DIRECTIONS FOR THIS TASK. Transcribe the listing verbatim. Do not carry over any pictures.
** BEGIN RAW DATA **
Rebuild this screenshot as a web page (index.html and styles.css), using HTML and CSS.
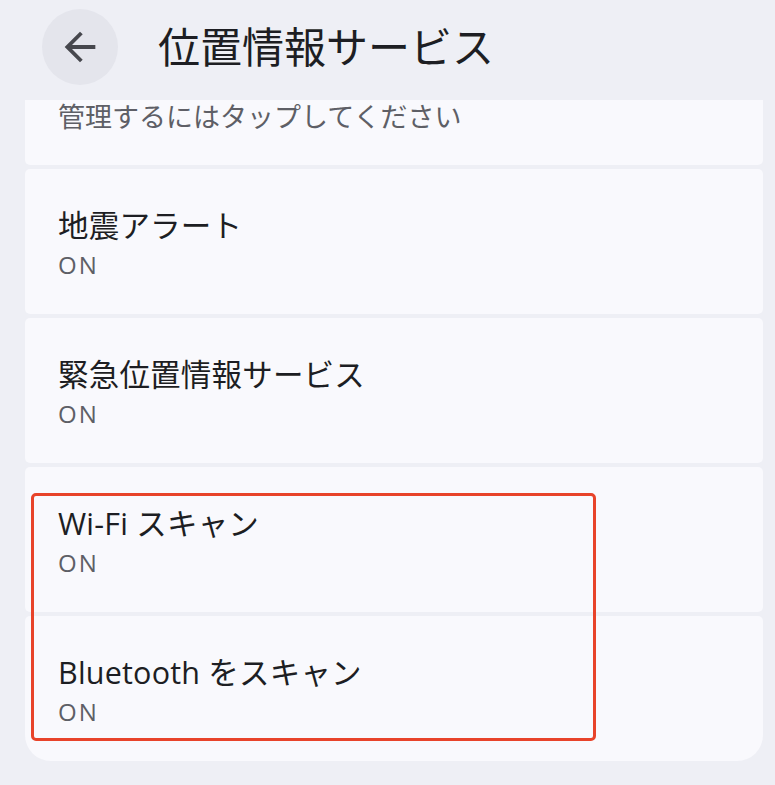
FILE: index.html
```html
<!DOCTYPE html>
<html lang="ja">
<head>
<meta charset="utf-8">
<link rel="stylesheet" href="styles.css">
</head>
<body>
<header class="topbar">
  <div class="back">
    <svg viewBox="0 0 24 24" width="46" height="46"><path d="M20 11H7.83l5.59-5.59L12 4l-8 8 8 8 1.41-1.41L7.83 13H20v-2z" fill="#46474d"/></svg>
  </div>
  <h1 class="title">位置情報サービス</h1>
</header>
<main class="list">
  <div class="card first"><div class="sub">管理するにはタップしてください</div></div>
  <div class="card"><div class="name">地震アラート</div><div class="state">ON</div></div>
  <div class="card"><div class="name">緊急位置情報サービス</div><div class="state">ON</div></div>
  <div class="card"><div class="name">Wi-Fi スキャン</div><div class="state">ON</div></div>
  <div class="card last"><div class="name">Bluetooth をスキャン</div><div class="state">ON</div></div>
</main>
<div class="highlight"></div>
</body>
</html>
```
FILE: styles.css
```css
html, body {
  margin: 0;
  padding: 0;
}
body {
  width: 775px;
  height: 785px;
  background: #eeeff5;
  font-family: "Open Sans", "Noto Sans CJK JP", sans-serif;
  position: relative;
  overflow: hidden;
}
.topbar {
  height: 100px;
  display: flex;
  align-items: center;
  padding-left: 42px;
  box-sizing: border-box;
}
.back {
  width: 76px;
  height: 76px;
  border-radius: 50%;
  background: #e4e5ec;
  display: flex;
  align-items: center;
  justify-content: center;
  margin-top: -6px;
}
.title {
  margin: -6px 0 0 40px;
  font-size: 42px;
  font-weight: 400;
  color: #1d1e23;
  line-height: 50px;
}
.list {
  margin: 0 12px 0 25px;
  display: flex;
  flex-direction: column;
  gap: 4px;
}
.card {
  background: #f9f9fd;
  height: 145px;
  border-radius: 5px;
  padding: 36px 0 0 33px;
  box-sizing: border-box;
}
.card.first {
  height: 65px;
  padding-top: 0;
  border-radius: 0 0 5px 5px;
}
.card.last {
  border-radius: 5px 5px 26px 26px;
}
.sub {
  font-size: 27px;
  line-height: 34px;
  color: #5e5f66;
}
.name {
  font-size: 30.5px;
  line-height: 40px;
  letter-spacing: 0.2px;
  color: #1d1e23;
}
.state {
  font-size: 24px;
  line-height: 40px;
  letter-spacing: 2px;
  color: #5e5f66;
}
.highlight {
  position: absolute;
  left: 31px;
  top: 493px;
  width: 565px;
  height: 248px;
  box-sizing: border-box;
  border: 3px solid #e8432a;
  border-radius: 5px;
}
```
** END RAW DATA **
EXERCISE ANSWER.
Rebuild this screenshot as a web page (index.html and styles.css), using HTML and CSS.
FILE: index.html
```html
<!DOCTYPE html>
<html lang="ja">
<head>
<meta charset="utf-8">
<link rel="stylesheet" href="styles.css">
</head>
<body>
<header class="topbar">
  <div class="back">
    <svg viewBox="0 0 24 24" width="46" height="46"><path d="M20 11H7.83l5.59-5.59L12 4l-8 8 8 8 1.41-1.41L7.83 13H20v-2z" fill="#46474d"/></svg>
  </div>
  <h1 class="title">位置情報サービス</h1>
</header>
<main class="list">
  <div class="card first"><div class="sub">管理するにはタップしてください</div></div>
  <div class="card"><div class="name">地震アラート</div><div class="state">ON</div></div>
  <div class="card"><div class="name">緊急位置情報サービス</div><div class="state">ON</div></div>
  <div class="card"><div class="name">Wi-Fi スキャン</div><div class="state">ON</div></div>
  <div class="card last"><div class="name">Bluetooth をスキャン</div><div class="state">ON</div></div>
</main>
<div class="highlight"></div>
</body>
</html>
```
FILE: styles.css
```css
html, body {
  margin: 0;
  padding: 0;
}
body {
  width: 775px;
  height: 785px;
  background: #eeeff5;
  font-family: "Open Sans", "Noto Sans CJK JP", sans-serif;
  position: relative;
  overflow: hidden;
}
.topbar {
  height: 100px;
  display: flex;
  align-items: center;
  padding-left: 42px;
  box-sizing: border-box;
}
.back {
  width: 76px;
  height: 76px;
  border-radius: 50%;
  background: #e4e5ec;
  display: flex;
  align-items: center;
  justify-content: center;
  margin-top: -6px;
}
.title {
  margin: -6px 0 0 40px;
  font-size: 42px;
  font-weight: 400;
  color: #1d1e23;
  line-height: 50px;
}
.list {
  margin: 0 12px 0 25px;
  display: flex;
  flex-direction: column;
  gap: 4px;
}
.card {
  background: #f9f9fd;
  height: 145px;
  border-radius: 5px;
  padding: 36px 0 0 33px;
  box-sizing: border-box;
}
.card.first {
  height: 65px;
  padding-top: 0;
  border-radius: 0 0 5px 5px;
}
.card.last {
  border-radius: 5px 5px 26px 26px;
}
.sub {
  font-size: 27px;
  line-height: 34px;
  color: #5e5f66;
}
.name {
  font-size: 30.5px;
  line-height: 40px;
  letter-spacing: 0.2px;
  color: #1d1e23;
}
.state {
  font-size: 24px;
  line-height: 40px;
  letter-spacing: 2px;
  color: #5e5f66;
}
.highlight {
  position: absolute;
  left: 31px;
  top: 493px;
  width: 565px;
  height: 248px;
  box-sizing: border-box;
  border: 3px solid #e8432a;
  border-radius: 5px;
}
```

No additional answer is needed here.